The reputed European (what else?) firm of Bousteads owned and operated tramcars under licence from the Municipality. A long arm mounted on the flat roof linked trams to the electricity lines that powered their silent progress. Trams were about the size of a small bus and came in two models. The earliest and commonest, illustrated here, had 10 or 12 long rows of wooden slatted benches in ‘toast rack-style’ facing forward.

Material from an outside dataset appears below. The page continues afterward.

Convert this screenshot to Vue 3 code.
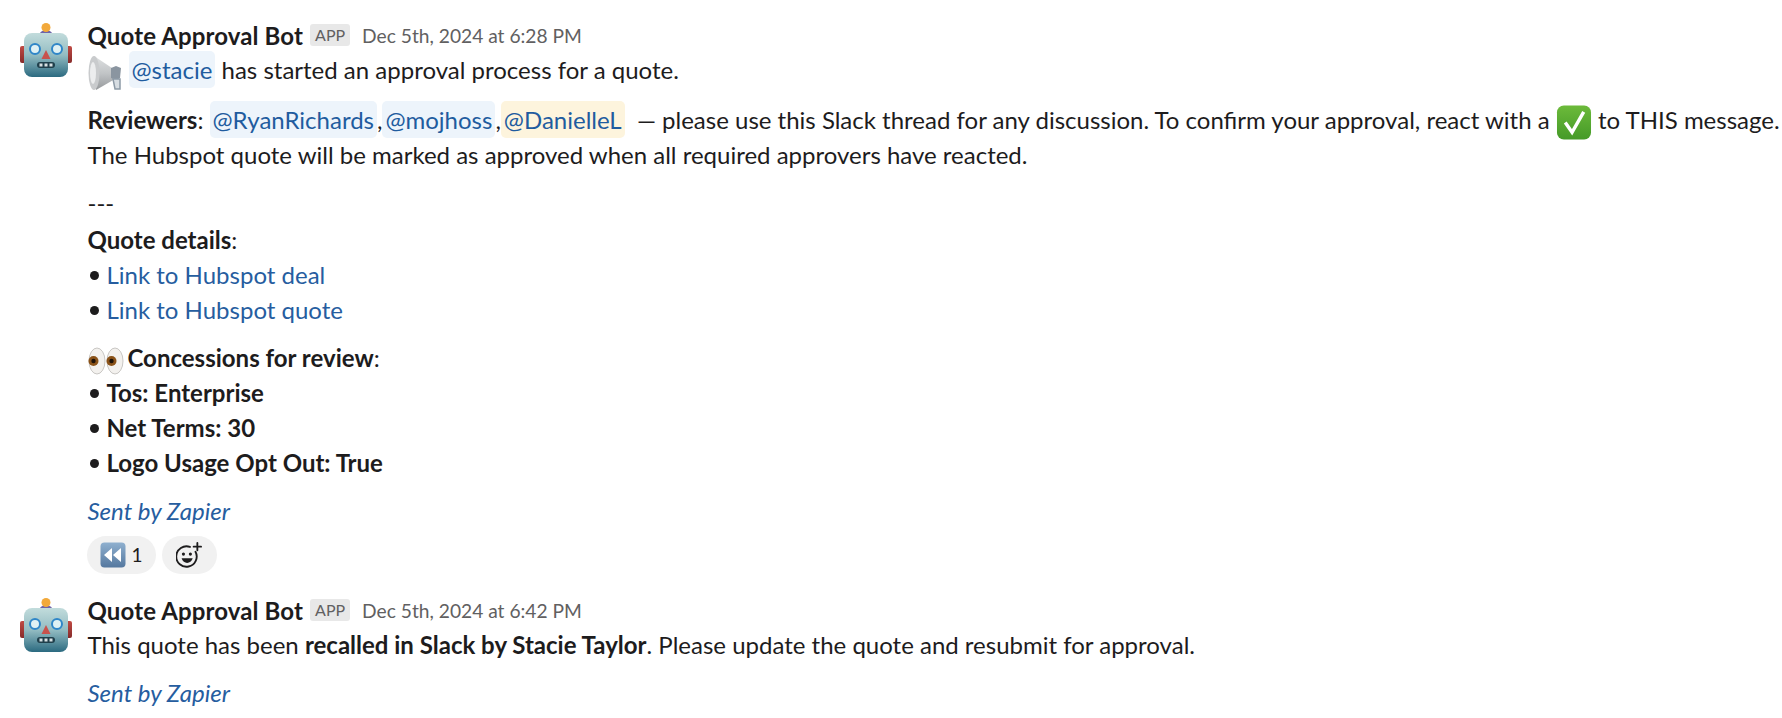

The other was rather like a railway compartment with a doorway at the centre, benches along the sides and a ceiling rod for standee passengers to cling to. Some unique features distinguished the “driver’s cabin”. The driver steered the tramcar while standing. Steering was by an impressive metal tiller with a shining brass knob as a handle. At his feet was the button for the loud bell he clanged to announce halting places and clear the tracks of carts, cyclists and pedestrians.

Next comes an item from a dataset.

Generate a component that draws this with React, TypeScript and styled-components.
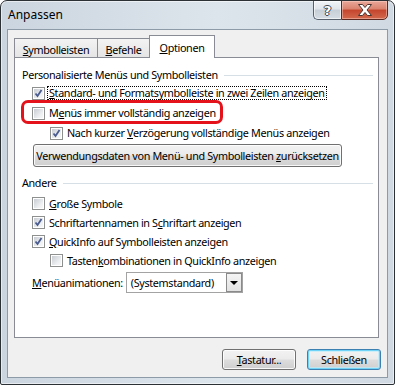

Two broad footboards, one above the other, ran along the length of the tramcar – for the ticket collector’s progress and steps for passengers to mount and dismount.
Trams were very passenger-friendly and had very short runs between halts. I seem to remember about 10 halts between Maradana Railway Station and Punchi Borella. In the same tradition as the CGR, most tram drivers were burly Burgher gents in impressive khaki uniforms. Ticket collectors were drawn from the ‘lesser breeds’. Sadly, there has been no Carl Muller to document the rise and fall of these knights of the tramways.

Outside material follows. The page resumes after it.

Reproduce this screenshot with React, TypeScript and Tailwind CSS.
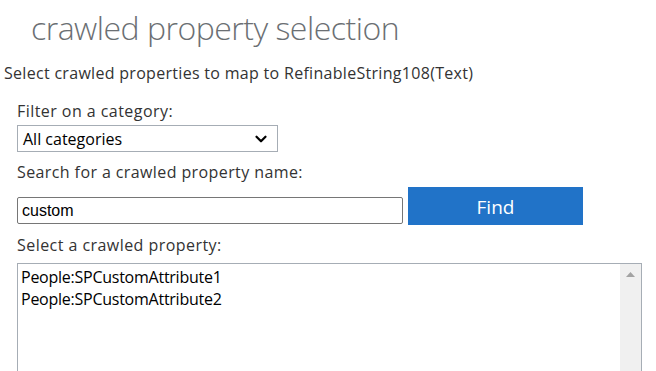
import { ChevronDown } from "lucide-react";

const items = ["People:SPCustomAttribute1", "People:SPCustomAttribute2"];

export default function App() {
  return (
    <main className="h-[371px] w-[656px] overflow-hidden bg-white font-['Open_Sans',sans-serif] text-[#333]">
      <h1 className="pl-[31px] pt-[4px] text-[32px] font-light leading-[48px] tracking-[-0.5px] text-[#6b6f73]">
        crawled property selection
      </h1>
      <p className="mt-[11px] pl-[4px] text-[16px] leading-[20px] tracking-[0.3px]">
        Select crawled properties to map to RefinableString108(Text)
      </p>

      <div className="mt-[18px] pl-[17px]">
        <label className="block text-[16px] leading-[20px] tracking-[0.45px]">Filter on a category:</label>
        <div className="mt-[4px] flex h-[27px] w-[261px] items-center justify-between border border-[#a6adb5] pl-[5px] pr-[7px] text-[16px] text-black">
          <span>All categories</span>
          <ChevronDown className="h-[18px] w-[18px]" strokeWidth={3} />
        </div>

        <label className="mt-[10px] block text-[16px] leading-[20px] tracking-[0.4px]">
          Search for a crawled property name:
        </label>
        <div className="mt-[5px] flex items-center gap-[5px]">
          <div className="mt-[9px] flex h-[27px] w-[386px] items-center rounded-[2px] border border-[#767676] px-[4px] font-['Liberation_Sans',sans-serif] text-[16px] text-black">
            custom
          </div>
          <button className="flex h-[38px] w-[175px] items-center justify-center bg-[#2173c8] pt-[3px] text-[19px] text-white">
            Find
          </button>
        </div>

        <label className="mt-[10px] block text-[16px] leading-[20px] tracking-[0.45px]">
          Select a crawled property:
        </label>
        <div className="mt-[8px] flex h-[140px] w-[625px] border border-[#a6adb5]">
          <ul className="flex-1 pl-[3px] pt-[2px] text-[16px] leading-[22px] tracking-[-0.25px] text-black">
            {items.map((item) => (
              <li key={item}>{item}</li>
            ))}
          </ul>
          <div className="flex w-[21px] justify-center bg-[#f0f0f0] pt-[8px]">
            <svg width="9" height="5" viewBox="0 0 9 5">
              <path d="M4.5 0 L9 5 L0 5 Z" fill="#a3a3a3" />
            </svg>
          </div>
        </div>
      </div>
    </main>
  );
}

Although I spent the first six years of childhood in Colombo I cannot recollect travelling by tram at all. So it was in 1946, when I left Ratnapura for a school in Colombo, that I first encountered them with goday wonder. But I soon got reasonably adept in hopping on and off without mishap and forking out the requisite five cents! for travel between two halts. Not long after, I experienced the camaraderie of frequent tram travellers.
As I clambered on to the tram, a descending traveller pressed an unpunched ticket into my hand as a gesture of solidarity. As the son of a school principal, and not yet wise to the ways of the world, I crumpled his gift and conscientiously paid my five cents to the ticket collector. As time went on I learnt the trick of slyly sliding along my bench seat to the end furthest away from the ticket collector working his way along the footboard on one side of the tram. But this manoeuvre could be accomplished only when there were no other passengers between me and the coveted ‘escape seat’. It has to be admitted that such luck was much rarer than the boasts we made of such escapades.
For some inexplicable mechanical reason tramway lines/rails were not above ground but embedded below the road surface.This gave rise to interesting phenomena.
One was the slippage of rickshaw and bicycle wheels into the embedded rails Once he off-loaded his embarrassed passengers, the rickshawman easily lifted his rickshaw out of the rut and trotted off to the clang of the annoyed tram driver’s bell and rude remarks of unruly passengers . The other phenomenon was when a bicycle on a slippery surface wobbled into one of these ruts. Extrication was followed, as usual, by clanging of the driver’s bell accompanied by passenger hoots.
My brother, who had borrowed my bike, fell victim to this misadventure. No sooner had he pulled his bike out than a cart ran over it to the vast amusement of tram passengers and passers-by. But for a bent spoke or two my sturdy ex-Army war-horse, a relic of jungle warfare gifted by an army uncle,was none the worse for the encounter.
My loveliest memory, however, was the wondrous sight when the trams travelled at night over roads that had just been tarred and spread with the requisite layer of sand. As the lighted tram scrunched over this sand it sparkled magically with a myriad sparks.
Somewhere in the 1950s, for some mysterious reason, the Municipality decided to scrap Colombo’s tramways. Some diehard romantics boarded the last tramcar to Grandpass, decorated it with streamers and balloons, and hired a Kotahena funeral band to dolefully belt out the Funeral March to the tramcar’s final halt.
Let this brief piece be a requiem for a charming mode of transport and a way of life long lost to belching buses, skittering trishaws and traffic-jammed cars.
I sometimes wonder whether, in the dead of night, one can faintly hear the clang of a ghostly bell as a phantom tramcar trundles past the Terminus at Panchikawatte and the Tram View Hotel of Punchi Borella on its way to rusty death.